Dataset content:
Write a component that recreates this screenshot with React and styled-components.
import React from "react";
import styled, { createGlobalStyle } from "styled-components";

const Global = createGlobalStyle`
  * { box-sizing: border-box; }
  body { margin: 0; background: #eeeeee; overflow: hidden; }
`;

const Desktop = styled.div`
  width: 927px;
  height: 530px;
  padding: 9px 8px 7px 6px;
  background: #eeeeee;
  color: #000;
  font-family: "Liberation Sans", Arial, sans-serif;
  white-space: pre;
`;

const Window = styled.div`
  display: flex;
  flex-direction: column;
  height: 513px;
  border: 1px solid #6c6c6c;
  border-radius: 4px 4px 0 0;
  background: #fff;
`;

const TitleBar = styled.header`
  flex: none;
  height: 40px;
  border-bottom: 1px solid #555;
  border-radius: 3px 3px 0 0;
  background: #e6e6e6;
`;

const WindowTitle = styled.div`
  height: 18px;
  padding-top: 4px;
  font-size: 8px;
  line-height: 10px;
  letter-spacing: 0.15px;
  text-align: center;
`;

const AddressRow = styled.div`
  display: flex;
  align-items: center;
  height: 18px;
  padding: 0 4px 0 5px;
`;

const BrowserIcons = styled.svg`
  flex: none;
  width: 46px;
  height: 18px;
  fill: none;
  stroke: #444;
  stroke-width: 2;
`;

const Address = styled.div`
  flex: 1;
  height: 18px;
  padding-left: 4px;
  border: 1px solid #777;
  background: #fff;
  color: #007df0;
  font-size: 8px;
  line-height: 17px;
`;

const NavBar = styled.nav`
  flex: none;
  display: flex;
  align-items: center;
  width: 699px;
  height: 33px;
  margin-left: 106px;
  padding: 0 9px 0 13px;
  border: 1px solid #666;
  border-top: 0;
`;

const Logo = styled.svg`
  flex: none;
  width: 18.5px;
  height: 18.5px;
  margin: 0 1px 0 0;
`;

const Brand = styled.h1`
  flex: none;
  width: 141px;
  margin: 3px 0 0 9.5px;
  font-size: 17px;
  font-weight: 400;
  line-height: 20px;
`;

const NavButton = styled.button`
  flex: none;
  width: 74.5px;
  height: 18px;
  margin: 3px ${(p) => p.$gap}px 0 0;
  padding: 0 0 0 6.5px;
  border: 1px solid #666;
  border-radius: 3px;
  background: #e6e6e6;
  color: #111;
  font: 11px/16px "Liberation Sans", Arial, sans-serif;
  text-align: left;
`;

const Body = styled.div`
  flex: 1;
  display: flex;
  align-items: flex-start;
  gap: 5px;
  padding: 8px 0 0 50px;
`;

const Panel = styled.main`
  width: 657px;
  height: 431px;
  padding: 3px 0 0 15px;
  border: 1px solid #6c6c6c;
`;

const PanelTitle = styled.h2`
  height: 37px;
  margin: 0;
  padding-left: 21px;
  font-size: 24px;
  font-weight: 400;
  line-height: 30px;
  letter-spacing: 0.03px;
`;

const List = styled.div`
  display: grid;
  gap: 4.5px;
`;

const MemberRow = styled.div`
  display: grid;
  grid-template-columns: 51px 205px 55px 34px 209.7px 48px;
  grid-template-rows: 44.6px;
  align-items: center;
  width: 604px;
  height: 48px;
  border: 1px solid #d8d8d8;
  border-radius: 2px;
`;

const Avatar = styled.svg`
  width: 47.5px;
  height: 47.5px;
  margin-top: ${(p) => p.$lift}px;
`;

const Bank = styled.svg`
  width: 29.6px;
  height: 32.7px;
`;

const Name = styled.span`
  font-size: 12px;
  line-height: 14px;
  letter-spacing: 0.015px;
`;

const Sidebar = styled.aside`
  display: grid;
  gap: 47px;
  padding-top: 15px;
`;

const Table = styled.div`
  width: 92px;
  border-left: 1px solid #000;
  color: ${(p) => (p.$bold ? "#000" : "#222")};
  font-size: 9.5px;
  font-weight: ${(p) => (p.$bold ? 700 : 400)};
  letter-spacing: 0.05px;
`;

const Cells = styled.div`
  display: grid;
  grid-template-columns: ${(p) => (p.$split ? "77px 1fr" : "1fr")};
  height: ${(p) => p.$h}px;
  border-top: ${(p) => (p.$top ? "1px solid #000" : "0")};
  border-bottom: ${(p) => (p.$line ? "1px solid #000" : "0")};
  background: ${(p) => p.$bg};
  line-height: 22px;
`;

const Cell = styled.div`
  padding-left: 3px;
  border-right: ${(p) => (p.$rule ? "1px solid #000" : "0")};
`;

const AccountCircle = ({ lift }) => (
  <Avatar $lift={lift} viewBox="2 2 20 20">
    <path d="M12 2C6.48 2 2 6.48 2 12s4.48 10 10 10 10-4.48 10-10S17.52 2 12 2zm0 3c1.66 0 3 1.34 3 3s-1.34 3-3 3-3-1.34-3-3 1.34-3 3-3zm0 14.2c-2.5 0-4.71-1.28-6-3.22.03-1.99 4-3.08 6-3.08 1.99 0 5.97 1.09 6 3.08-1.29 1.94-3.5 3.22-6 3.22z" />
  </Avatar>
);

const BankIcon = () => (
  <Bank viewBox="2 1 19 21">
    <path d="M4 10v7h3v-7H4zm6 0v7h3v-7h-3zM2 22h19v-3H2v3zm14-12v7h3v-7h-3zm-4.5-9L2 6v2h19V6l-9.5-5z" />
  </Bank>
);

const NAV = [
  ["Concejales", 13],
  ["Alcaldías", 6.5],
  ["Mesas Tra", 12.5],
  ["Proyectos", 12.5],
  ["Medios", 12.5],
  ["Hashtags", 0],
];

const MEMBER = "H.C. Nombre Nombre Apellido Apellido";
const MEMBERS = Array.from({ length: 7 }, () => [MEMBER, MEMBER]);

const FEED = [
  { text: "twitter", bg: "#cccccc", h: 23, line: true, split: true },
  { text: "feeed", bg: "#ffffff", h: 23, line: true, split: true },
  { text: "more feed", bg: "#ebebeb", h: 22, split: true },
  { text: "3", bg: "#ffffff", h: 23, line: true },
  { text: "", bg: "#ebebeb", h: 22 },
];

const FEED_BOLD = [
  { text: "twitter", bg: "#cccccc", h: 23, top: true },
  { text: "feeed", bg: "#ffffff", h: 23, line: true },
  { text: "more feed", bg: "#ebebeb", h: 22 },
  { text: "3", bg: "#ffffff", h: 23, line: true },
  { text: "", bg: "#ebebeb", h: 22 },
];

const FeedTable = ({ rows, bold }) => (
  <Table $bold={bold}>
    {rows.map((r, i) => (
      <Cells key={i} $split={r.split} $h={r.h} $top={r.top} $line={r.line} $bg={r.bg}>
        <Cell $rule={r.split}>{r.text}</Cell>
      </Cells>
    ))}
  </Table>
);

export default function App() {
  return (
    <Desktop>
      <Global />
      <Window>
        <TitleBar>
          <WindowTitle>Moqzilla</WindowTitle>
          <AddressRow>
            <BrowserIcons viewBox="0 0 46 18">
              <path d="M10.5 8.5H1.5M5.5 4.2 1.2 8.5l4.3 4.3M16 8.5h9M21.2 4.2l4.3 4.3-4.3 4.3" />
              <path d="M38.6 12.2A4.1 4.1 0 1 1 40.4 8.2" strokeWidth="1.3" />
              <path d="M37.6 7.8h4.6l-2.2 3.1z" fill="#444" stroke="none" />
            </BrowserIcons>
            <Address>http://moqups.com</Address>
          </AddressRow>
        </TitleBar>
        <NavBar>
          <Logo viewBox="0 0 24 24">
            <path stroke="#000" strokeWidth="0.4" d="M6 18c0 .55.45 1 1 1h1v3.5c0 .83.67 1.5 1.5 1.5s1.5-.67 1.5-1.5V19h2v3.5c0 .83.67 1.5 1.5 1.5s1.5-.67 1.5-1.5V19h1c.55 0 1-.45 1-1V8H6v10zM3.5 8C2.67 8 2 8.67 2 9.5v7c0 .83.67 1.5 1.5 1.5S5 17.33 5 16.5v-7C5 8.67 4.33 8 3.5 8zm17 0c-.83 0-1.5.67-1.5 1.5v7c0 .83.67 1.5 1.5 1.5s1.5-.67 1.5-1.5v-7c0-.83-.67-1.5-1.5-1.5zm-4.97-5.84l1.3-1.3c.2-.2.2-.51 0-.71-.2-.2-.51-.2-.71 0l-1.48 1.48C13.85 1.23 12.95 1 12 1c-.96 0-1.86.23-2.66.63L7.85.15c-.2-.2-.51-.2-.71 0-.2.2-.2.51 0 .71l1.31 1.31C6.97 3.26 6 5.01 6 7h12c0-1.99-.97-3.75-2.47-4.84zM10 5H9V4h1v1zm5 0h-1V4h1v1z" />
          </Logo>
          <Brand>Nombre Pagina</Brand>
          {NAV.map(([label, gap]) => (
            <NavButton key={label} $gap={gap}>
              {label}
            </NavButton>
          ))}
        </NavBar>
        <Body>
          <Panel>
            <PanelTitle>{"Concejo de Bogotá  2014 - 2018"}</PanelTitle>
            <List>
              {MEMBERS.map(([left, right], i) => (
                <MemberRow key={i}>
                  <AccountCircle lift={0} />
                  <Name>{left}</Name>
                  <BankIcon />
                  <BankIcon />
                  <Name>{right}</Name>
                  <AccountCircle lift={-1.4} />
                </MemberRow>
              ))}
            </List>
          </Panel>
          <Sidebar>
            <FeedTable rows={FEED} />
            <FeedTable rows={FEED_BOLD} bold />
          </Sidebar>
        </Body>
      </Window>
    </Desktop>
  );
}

Prompt:
Find all lines where the word "components" appears. Copy them.

Reply:
Write a component that recreates this screenshot with React and styled-components.
import styled, { createGlobalStyle } from "styled-components";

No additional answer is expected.